Figure 3: Total superannuation assets and asset structure*

Figure 3: Total superannuation assets and asset structure*
Source: Australian Prudential Regulation Authority.


The new qualification requirements, too, are a double-edged sword as they forced many advisors to quit or retire. At the same time, the average advice fee increased by +28% within two years, amouting to an average AUSD3,240 (EUR2,050) . The result may be that less members seek advice – and it was especially those members who did not seek advice or could not get advice who locked in their losses by shifting their assets . Adding insult to injury, 32% of consumers have never sought financial advice or do not intend to do so – and most of them are in the lower income bracket, according to the findings of the Financial Services Council. Increasing costs for consultation in the course of rising quality standards will only worsen the situation, given that the average superannuation assets in the lower income quintile were only AUSD69,100, i.e. around EUR43,800, in December 2020 (see Figure 4). In contrast, the 26% of Australians who had sought financial advice in the past were on average male, aged over 65 and belonged to the high-income bracket. Women, on the other hand, were mostly among the 42% of “considerers”.  Thus, there seems to be a trade-off between the two goals of quality and accessibility of advice: High qualification requirements could make investment advice for the less well-off unachievable.

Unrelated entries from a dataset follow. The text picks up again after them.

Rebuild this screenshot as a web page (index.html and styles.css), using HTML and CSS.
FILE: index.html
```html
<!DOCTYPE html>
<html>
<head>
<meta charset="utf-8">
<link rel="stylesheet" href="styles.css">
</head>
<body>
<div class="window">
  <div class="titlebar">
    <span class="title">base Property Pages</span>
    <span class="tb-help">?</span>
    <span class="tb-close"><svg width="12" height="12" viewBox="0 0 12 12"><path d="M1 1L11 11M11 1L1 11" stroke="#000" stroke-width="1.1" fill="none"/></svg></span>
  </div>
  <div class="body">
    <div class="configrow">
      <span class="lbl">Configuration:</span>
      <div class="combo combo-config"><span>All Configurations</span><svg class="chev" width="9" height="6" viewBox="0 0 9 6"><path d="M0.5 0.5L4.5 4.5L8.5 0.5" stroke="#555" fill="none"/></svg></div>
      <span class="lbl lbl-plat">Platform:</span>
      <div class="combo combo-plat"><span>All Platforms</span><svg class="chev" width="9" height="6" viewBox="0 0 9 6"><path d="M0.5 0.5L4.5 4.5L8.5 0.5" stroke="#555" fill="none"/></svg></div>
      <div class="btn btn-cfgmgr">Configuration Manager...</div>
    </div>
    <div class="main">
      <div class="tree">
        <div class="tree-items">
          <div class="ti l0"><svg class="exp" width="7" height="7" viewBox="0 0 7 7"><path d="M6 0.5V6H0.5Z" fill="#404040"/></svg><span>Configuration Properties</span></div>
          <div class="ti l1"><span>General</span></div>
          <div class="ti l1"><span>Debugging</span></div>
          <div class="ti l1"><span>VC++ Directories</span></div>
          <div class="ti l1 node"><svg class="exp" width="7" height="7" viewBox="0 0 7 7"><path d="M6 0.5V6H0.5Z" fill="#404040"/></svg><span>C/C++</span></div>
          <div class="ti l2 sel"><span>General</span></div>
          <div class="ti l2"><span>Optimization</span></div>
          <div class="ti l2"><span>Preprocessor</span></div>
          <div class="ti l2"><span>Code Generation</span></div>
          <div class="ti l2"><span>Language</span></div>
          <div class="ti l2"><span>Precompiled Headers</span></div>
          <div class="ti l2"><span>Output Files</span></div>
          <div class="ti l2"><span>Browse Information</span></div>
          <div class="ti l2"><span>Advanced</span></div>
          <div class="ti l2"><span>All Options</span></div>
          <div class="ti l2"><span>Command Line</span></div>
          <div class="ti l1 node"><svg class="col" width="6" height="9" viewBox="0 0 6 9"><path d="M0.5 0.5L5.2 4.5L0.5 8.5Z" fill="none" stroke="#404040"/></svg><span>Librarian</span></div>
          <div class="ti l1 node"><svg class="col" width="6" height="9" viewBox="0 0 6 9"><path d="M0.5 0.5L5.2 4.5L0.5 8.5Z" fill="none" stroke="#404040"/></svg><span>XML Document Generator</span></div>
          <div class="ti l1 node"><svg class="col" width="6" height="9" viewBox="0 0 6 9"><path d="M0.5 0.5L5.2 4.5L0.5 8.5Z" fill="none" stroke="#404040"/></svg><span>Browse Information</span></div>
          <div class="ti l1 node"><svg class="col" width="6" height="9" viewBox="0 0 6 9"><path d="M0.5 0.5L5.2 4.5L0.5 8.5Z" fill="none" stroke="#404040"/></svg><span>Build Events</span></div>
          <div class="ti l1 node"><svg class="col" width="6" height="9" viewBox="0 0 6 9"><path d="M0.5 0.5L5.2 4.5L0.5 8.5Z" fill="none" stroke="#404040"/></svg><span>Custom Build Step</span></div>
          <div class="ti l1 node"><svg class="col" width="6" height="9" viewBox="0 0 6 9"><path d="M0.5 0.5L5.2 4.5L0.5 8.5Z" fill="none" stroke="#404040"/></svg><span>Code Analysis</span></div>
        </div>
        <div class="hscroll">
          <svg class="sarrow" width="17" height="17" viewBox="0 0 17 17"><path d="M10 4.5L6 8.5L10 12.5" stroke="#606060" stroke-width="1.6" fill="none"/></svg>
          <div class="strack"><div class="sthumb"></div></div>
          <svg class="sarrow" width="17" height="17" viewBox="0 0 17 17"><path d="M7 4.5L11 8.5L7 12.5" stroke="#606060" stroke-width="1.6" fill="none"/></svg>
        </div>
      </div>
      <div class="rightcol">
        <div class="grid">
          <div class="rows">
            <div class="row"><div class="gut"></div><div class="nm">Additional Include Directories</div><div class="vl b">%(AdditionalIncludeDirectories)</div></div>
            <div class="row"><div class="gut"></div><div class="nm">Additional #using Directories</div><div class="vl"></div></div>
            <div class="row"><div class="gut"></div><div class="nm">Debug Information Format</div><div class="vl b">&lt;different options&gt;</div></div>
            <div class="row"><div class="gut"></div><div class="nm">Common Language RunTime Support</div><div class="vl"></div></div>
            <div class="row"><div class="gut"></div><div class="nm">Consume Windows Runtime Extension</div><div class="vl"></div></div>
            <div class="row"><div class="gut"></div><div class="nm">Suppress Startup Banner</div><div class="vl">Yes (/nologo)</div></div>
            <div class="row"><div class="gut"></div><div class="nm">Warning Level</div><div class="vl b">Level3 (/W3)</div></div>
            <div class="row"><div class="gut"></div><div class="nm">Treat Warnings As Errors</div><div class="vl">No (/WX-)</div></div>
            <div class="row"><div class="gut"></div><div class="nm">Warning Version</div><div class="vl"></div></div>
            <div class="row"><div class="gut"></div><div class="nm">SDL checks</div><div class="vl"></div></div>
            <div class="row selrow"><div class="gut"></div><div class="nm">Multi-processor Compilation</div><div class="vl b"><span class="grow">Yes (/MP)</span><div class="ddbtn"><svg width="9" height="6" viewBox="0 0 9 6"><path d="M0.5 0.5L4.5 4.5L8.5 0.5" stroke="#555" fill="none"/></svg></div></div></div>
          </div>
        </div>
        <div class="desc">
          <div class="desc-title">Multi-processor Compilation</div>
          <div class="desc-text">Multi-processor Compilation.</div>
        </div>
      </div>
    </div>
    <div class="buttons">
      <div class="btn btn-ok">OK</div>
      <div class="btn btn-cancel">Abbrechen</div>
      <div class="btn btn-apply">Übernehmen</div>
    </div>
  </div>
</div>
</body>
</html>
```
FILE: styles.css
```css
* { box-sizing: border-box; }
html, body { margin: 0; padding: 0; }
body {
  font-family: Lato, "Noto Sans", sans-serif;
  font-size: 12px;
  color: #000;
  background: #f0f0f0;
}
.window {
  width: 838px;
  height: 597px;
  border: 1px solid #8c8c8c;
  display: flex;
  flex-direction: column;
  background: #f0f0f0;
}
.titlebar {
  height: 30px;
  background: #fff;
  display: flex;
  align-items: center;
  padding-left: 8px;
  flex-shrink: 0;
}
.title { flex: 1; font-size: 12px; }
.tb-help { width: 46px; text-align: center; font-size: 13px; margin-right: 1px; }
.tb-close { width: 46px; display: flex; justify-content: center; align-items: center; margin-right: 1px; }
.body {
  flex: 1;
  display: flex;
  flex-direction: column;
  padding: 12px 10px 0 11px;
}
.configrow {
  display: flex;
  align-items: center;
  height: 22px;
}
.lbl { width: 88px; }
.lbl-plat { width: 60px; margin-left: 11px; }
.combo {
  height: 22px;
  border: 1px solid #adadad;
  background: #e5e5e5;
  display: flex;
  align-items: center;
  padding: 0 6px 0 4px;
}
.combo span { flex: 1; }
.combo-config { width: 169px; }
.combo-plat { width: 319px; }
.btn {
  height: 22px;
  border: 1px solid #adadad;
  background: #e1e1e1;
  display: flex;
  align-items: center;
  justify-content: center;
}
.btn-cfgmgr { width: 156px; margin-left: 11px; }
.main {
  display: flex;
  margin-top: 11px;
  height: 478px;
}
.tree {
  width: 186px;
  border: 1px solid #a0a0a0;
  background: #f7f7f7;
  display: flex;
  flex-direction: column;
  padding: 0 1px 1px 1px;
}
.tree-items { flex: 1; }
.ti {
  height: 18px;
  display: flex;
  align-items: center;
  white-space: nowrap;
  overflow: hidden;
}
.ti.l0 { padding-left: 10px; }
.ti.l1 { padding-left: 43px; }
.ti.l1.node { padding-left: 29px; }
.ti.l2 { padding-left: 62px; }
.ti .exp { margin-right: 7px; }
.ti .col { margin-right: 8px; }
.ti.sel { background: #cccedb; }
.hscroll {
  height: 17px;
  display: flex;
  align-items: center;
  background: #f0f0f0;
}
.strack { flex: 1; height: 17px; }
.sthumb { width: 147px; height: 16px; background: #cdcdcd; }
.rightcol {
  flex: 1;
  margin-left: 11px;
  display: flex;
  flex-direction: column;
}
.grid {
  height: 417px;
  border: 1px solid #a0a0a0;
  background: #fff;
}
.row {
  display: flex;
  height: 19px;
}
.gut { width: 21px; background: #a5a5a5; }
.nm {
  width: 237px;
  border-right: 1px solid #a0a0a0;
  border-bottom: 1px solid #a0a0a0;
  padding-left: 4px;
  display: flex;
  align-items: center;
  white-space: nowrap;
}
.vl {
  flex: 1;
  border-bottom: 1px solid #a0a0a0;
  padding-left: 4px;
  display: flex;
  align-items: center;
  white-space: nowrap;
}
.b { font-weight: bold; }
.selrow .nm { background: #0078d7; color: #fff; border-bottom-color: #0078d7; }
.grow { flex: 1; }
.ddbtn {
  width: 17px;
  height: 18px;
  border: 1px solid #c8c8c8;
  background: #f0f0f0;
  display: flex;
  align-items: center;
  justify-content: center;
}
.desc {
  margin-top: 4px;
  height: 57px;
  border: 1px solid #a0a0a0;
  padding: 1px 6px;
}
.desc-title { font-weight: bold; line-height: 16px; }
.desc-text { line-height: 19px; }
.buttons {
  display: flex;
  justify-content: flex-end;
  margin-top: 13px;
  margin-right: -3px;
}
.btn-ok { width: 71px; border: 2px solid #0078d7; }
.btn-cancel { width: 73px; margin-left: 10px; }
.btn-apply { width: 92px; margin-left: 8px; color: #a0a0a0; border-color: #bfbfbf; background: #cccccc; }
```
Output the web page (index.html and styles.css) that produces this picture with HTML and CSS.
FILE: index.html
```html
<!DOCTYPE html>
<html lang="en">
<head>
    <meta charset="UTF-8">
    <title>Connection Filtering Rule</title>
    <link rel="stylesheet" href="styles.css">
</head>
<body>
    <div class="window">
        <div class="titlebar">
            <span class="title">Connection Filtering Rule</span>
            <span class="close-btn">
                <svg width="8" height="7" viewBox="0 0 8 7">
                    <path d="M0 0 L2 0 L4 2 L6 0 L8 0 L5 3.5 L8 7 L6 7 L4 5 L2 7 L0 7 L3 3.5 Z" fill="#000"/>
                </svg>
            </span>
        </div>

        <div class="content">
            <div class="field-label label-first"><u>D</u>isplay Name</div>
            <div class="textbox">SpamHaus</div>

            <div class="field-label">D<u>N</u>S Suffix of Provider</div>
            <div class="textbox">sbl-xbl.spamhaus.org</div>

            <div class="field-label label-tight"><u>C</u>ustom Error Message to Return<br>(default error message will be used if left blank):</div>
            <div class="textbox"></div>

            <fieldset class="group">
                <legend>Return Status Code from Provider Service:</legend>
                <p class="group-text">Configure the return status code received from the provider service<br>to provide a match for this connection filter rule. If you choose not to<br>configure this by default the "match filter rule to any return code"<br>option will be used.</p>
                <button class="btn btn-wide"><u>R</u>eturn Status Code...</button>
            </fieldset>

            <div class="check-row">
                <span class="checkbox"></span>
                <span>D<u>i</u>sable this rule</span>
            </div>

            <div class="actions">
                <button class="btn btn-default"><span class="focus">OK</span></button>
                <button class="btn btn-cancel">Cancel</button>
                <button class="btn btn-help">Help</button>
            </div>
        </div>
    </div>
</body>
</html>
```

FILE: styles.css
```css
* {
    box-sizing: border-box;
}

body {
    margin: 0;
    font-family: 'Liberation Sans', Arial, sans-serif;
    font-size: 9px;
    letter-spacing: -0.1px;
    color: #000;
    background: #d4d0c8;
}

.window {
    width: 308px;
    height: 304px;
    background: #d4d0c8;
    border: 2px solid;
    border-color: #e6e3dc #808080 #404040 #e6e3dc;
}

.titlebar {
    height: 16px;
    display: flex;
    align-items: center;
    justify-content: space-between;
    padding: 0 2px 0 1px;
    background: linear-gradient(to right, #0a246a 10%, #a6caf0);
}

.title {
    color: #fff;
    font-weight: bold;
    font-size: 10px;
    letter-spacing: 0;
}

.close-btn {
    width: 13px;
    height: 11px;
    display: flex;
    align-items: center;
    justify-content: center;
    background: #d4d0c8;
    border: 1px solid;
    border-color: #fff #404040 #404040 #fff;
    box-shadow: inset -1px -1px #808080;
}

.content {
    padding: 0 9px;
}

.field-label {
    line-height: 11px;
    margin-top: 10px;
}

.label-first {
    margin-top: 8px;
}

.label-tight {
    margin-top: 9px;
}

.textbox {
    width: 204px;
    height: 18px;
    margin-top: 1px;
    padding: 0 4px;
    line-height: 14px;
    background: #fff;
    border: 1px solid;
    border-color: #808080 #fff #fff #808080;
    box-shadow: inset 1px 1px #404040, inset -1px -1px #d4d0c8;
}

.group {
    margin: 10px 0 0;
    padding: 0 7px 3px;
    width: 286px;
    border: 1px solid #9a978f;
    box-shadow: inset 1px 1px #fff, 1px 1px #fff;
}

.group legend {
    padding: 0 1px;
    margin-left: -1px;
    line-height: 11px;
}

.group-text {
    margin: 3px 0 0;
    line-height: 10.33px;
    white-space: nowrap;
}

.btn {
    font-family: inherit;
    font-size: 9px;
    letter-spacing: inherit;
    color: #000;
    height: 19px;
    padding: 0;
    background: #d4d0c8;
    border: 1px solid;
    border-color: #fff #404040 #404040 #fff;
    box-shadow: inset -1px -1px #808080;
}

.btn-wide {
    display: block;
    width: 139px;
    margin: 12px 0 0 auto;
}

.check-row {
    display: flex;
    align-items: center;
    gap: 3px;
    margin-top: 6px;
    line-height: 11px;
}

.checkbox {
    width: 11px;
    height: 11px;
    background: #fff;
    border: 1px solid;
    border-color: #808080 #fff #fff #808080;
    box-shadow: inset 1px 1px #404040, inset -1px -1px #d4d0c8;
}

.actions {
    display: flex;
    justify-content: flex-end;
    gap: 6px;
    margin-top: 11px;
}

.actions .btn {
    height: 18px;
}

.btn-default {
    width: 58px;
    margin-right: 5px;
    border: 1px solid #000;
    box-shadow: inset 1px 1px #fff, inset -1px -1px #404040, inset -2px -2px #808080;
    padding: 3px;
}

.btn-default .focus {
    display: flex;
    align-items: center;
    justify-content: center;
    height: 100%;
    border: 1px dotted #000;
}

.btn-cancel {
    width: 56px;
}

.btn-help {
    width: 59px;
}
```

Figure 4: Mean value of superannuation funds, by quintile (in 1000 AUSD)

Figure 4: Mean value of superannuation funds, by quintile (in 1000 AUSD)
Source: Australian Bureau of Statistics.
There is no easy way out of this dilemma. While the Australian pension systems is well positioned to cope with an ever more challenging demographic environment, it puts a rather high burden on individuals to make the right decisions for their future well-being. Detailed regulations can alleviate this burden only up to a point – and might cause their own problems as the examples have shown. A better solution is to start much earlier: In order to empower savers to make educated financial decisions, there is an increasing need for strong financial literacy and thus financial education.